═════ Exercise data ═════

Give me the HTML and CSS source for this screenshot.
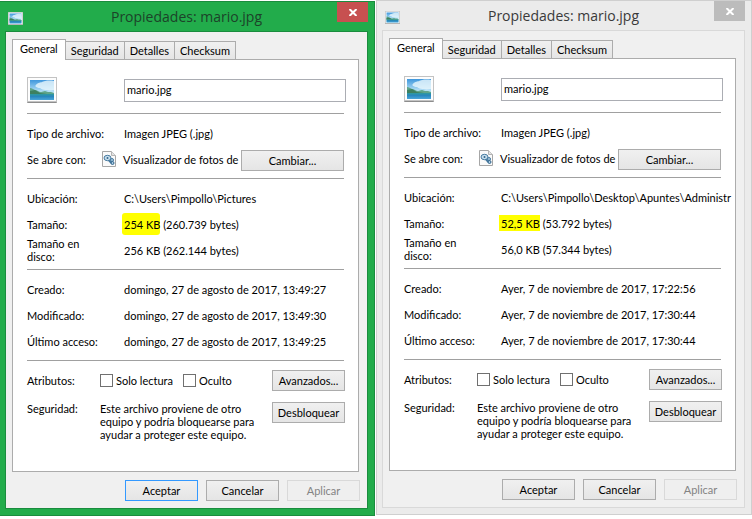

═════
═════ Exercise data ═════

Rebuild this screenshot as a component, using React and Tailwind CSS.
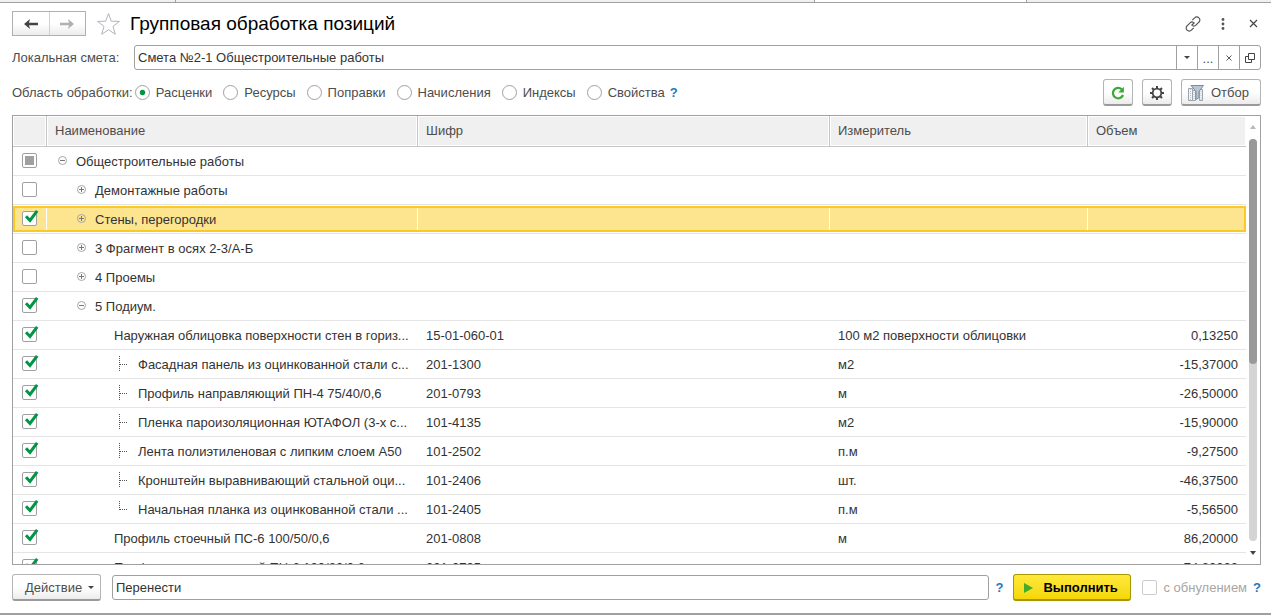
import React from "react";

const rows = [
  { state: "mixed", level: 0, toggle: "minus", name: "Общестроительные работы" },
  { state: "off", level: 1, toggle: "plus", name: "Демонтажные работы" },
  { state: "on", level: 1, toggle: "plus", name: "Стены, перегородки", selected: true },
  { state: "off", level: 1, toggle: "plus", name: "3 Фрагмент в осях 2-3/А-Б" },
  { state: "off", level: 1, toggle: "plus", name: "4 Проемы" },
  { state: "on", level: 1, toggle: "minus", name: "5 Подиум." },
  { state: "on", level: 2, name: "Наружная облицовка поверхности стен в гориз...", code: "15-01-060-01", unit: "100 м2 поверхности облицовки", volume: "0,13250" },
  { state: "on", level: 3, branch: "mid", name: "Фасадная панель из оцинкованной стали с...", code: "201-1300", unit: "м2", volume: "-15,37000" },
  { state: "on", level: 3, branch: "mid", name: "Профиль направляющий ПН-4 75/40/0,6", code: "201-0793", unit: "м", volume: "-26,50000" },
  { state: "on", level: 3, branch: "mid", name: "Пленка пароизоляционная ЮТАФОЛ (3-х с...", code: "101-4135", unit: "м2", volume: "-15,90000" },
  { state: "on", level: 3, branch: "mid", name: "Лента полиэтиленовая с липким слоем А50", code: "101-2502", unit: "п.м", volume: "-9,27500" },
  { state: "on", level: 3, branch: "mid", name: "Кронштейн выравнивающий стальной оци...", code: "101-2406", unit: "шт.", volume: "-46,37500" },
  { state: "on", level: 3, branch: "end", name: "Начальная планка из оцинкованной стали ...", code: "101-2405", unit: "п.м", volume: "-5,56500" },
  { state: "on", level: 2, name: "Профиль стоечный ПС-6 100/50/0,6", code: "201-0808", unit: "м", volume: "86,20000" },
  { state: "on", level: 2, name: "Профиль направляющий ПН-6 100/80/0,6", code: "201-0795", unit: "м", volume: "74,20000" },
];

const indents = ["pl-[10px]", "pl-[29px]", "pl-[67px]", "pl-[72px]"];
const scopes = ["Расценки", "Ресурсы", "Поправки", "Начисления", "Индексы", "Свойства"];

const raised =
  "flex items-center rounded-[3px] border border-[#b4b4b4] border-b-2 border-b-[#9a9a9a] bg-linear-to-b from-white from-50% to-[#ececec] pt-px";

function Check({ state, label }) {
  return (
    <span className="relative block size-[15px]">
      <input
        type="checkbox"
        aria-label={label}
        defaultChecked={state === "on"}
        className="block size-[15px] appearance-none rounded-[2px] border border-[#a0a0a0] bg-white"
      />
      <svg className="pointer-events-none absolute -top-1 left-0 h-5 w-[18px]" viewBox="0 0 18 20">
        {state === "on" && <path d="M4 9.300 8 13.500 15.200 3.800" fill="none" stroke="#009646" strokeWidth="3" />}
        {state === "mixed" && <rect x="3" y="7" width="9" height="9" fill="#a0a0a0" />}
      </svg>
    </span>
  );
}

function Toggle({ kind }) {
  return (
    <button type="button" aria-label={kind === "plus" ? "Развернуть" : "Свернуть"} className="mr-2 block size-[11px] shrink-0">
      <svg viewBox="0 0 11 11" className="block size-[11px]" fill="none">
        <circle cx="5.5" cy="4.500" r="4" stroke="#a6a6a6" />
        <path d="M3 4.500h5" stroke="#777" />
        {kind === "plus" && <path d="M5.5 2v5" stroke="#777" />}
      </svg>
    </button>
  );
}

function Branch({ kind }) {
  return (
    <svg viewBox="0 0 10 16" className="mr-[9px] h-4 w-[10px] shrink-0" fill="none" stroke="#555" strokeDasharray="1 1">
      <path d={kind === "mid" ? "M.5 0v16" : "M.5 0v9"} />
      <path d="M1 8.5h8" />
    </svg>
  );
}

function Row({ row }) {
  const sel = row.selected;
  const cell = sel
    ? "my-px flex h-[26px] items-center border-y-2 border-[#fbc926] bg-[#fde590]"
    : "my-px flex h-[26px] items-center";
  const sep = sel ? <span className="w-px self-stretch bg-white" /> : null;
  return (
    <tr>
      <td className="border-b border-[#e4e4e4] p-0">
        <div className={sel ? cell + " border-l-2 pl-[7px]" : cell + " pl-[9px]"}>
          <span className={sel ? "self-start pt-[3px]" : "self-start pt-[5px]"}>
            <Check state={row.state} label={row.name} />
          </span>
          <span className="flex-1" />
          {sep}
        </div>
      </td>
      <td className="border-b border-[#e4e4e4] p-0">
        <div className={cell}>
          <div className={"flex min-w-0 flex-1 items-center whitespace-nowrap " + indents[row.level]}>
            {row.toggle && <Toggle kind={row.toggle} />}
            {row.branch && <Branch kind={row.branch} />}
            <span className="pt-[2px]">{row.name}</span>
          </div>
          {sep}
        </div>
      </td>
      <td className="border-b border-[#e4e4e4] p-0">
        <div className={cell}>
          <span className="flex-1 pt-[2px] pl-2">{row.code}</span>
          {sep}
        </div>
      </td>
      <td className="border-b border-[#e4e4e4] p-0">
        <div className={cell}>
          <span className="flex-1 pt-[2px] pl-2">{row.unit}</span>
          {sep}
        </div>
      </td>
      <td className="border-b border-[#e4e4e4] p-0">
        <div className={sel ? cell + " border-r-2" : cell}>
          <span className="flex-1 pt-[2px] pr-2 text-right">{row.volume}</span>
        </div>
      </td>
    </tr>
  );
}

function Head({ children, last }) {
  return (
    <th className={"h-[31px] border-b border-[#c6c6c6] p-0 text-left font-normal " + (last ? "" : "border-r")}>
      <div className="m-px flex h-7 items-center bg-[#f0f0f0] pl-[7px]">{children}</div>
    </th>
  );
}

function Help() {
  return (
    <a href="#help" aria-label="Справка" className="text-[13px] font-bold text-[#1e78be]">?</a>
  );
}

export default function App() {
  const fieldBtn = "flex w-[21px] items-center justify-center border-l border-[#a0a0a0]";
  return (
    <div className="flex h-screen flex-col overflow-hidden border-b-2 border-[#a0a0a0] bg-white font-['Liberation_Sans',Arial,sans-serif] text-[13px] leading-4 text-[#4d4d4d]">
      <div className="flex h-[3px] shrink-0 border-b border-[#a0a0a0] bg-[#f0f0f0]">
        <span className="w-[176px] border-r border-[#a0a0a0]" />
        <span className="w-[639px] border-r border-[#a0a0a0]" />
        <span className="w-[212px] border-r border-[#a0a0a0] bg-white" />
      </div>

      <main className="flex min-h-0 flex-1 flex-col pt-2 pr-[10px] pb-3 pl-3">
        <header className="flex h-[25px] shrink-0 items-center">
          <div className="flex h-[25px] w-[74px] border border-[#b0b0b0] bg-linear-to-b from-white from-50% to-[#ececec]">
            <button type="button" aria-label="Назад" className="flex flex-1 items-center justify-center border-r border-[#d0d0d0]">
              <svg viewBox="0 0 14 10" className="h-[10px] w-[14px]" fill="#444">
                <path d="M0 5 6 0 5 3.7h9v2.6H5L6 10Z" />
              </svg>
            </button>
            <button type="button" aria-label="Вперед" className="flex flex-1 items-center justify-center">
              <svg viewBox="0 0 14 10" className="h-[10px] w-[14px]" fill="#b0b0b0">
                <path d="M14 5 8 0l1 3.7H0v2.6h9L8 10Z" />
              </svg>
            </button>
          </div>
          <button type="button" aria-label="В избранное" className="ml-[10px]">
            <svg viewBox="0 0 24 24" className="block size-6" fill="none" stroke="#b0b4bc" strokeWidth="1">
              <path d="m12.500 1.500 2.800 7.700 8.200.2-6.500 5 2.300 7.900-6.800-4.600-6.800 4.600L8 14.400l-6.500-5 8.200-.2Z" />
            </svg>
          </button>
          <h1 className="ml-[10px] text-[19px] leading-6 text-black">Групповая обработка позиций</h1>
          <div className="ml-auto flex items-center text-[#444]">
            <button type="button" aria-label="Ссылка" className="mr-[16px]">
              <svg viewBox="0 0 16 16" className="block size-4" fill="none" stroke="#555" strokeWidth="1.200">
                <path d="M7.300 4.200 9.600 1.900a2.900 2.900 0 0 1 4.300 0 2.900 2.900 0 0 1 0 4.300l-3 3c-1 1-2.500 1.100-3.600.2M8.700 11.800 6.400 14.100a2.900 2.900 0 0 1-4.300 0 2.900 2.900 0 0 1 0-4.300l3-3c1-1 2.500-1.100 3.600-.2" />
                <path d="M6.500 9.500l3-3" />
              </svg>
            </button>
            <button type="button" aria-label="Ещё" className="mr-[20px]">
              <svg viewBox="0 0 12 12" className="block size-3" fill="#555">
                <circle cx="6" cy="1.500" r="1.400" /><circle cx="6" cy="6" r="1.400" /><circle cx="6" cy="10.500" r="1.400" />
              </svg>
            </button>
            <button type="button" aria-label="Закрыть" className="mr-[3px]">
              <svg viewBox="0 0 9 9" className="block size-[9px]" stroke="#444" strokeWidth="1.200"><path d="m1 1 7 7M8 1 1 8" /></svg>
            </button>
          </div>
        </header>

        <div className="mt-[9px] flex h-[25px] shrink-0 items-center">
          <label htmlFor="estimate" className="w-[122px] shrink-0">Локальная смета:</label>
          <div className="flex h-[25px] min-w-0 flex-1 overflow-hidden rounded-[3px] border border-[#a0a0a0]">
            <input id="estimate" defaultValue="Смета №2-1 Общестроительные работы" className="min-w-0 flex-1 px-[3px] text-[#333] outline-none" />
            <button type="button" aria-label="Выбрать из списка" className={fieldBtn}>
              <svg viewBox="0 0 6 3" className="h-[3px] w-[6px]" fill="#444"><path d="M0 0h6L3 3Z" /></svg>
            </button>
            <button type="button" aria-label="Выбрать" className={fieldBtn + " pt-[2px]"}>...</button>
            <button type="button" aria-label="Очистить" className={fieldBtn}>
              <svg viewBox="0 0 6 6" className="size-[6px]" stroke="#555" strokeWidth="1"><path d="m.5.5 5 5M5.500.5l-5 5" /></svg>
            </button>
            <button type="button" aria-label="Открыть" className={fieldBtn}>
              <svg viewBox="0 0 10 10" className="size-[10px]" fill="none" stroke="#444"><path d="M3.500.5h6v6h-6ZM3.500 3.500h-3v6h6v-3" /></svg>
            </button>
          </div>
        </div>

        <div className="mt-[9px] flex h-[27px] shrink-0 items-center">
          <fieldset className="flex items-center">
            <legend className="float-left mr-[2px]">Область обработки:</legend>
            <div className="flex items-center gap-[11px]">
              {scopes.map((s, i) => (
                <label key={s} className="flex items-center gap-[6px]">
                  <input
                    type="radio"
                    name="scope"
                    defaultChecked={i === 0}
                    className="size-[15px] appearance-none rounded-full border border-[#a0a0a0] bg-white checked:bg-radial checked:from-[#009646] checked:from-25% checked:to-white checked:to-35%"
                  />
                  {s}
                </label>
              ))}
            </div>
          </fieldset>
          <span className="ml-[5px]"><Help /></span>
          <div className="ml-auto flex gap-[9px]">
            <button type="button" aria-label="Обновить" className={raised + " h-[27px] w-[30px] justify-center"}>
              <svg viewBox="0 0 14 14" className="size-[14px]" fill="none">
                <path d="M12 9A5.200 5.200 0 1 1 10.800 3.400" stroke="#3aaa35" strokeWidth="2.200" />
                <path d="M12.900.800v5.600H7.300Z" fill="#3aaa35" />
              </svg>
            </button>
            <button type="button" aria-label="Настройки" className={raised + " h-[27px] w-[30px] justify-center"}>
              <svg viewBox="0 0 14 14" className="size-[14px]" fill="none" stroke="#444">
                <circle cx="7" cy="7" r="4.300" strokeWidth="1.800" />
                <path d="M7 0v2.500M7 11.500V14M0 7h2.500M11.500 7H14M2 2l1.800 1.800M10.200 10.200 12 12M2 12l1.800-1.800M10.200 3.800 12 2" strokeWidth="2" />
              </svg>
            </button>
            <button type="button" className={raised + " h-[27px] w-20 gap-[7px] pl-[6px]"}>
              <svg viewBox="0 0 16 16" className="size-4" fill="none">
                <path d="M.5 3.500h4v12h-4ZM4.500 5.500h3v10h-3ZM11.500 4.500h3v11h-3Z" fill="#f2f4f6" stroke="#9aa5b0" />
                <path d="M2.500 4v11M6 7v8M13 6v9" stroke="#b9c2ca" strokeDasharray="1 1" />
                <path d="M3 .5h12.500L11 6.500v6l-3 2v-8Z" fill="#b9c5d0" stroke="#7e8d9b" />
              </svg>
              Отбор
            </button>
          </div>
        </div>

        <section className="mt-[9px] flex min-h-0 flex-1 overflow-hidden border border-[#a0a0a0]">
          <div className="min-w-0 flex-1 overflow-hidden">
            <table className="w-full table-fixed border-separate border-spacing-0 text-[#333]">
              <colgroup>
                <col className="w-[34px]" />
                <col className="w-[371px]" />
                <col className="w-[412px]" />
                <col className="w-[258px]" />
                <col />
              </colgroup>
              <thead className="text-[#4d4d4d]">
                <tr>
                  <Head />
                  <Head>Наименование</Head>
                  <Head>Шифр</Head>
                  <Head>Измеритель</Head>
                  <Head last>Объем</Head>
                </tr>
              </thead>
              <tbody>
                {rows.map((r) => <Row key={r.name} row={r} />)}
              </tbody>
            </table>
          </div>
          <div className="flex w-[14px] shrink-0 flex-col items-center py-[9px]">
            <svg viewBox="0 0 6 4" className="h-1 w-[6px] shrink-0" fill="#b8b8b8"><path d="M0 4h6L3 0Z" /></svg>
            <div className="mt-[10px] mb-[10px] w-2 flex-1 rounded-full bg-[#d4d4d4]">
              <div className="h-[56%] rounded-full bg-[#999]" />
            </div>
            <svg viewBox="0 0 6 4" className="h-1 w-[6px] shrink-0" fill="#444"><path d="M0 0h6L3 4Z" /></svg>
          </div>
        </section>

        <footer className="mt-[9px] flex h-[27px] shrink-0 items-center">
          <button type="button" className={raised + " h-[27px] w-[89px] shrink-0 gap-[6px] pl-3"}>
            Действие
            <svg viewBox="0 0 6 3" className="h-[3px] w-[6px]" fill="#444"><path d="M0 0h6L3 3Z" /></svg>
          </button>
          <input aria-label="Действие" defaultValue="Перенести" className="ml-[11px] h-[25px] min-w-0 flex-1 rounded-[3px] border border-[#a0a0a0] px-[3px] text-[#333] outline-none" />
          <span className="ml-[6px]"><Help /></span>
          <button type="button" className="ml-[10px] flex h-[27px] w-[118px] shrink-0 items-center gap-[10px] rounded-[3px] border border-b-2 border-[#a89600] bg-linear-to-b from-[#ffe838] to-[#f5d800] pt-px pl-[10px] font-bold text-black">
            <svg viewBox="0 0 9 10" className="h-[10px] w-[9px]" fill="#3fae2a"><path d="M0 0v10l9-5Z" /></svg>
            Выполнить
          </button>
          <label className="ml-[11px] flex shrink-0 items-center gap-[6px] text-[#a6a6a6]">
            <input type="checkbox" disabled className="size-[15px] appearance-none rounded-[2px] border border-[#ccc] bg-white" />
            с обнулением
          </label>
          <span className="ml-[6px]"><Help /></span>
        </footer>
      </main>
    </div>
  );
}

═════

## Short exercise
Quote the lines above exactly, starting with the one that has "Rebuild this screenshot" and ending with the one that has "import React from"; drop the pictures and include nothing else.

## Answer below
Rebuild this screenshot as a component, using React and Tailwind CSS.
import React from "react";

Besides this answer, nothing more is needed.